不过,算来算去,历史上被人骂得最多的还是要数卖国贼秦桧,现今在全国各地岳王庙里面留存的咒骂秦桧的对联就有上百副之多。检点这些对联可以发现,“大清三杰”之一的彭玉麟题杭州岳王庙岳墓联骂得最有文采:
史笔炳丹书,真耶,伪耶,
莫问那十二金牌,七百年壮士仁人,更何等悲歌感泣;
墓门凄碧草,是也,非也,
看跪此两双顽铁,亿万世奸臣贼妇,受几多恶报阴诛。
此联将害死岳飞的秦桧、王氏以及张俊、万俟卨这四个奸臣贼妇暴露于众目睽睽之下,诅咒他们亿万年以后还要“受几多恶报阴诛”。

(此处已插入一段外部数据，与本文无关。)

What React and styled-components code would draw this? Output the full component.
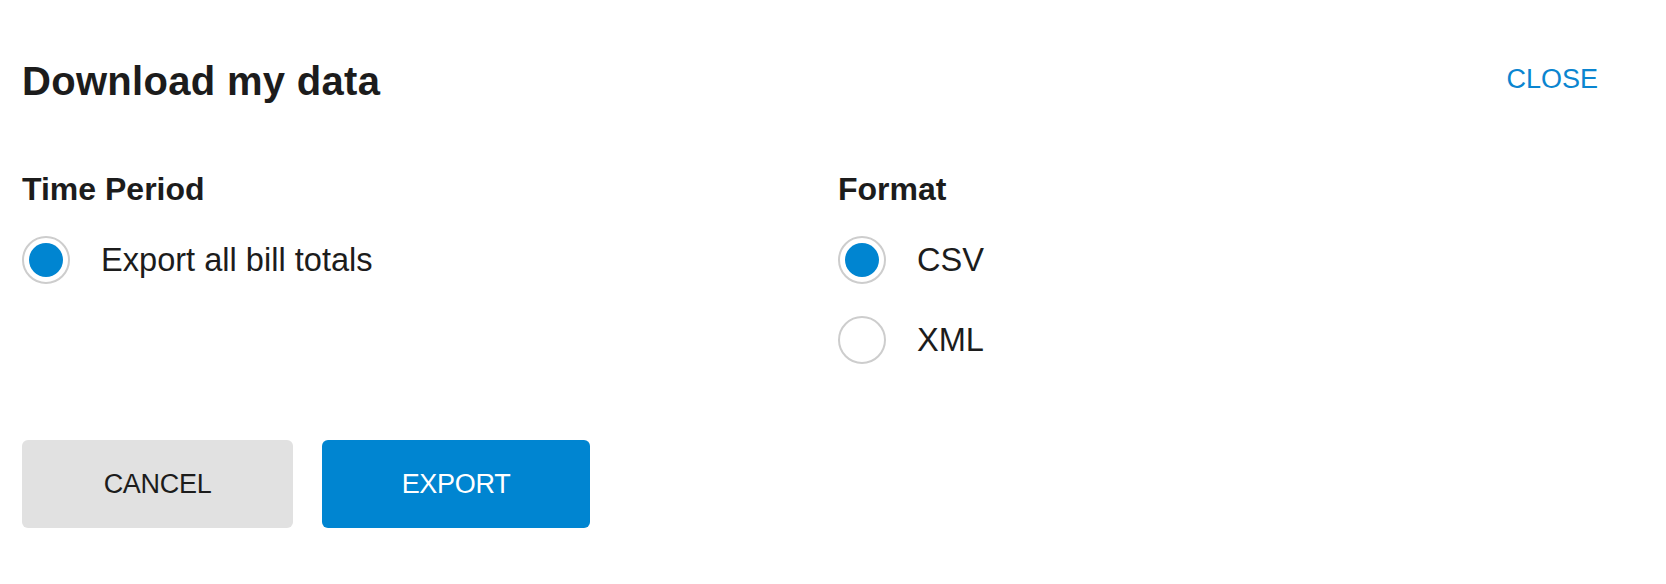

听完彭玉麟这一骂,直让人大呼过瘾,以为骂到了极致。殊不知,好戏还在后头,清末著名学者俞樾骂得更狠:
老奸终古分尸,鬼斧神斤,
劈开桧树;
快事一时抚掌,风欺雪虐,
压倒秦头!
无论是彭联也好,俞联也好,都是作者自己在骂。而清乾嘉时期一代文宗阮元则别出心裁,自己一句半句都不骂,偏偏要让秦桧夫妇对着骂:
咳!仆本丧心,有贤妻何至若是;
啐!妇虽长舌,非老贼不到今朝!
听秦桧和王氏对骂,是不是十分解气!
看,骂人和对联混搭在一起就是这么有趣,雅到了极致,也俗得可爱。虽说出口成“脏”,但在有些时候,战斗力还是蛮强的。它是对联中的战斗联。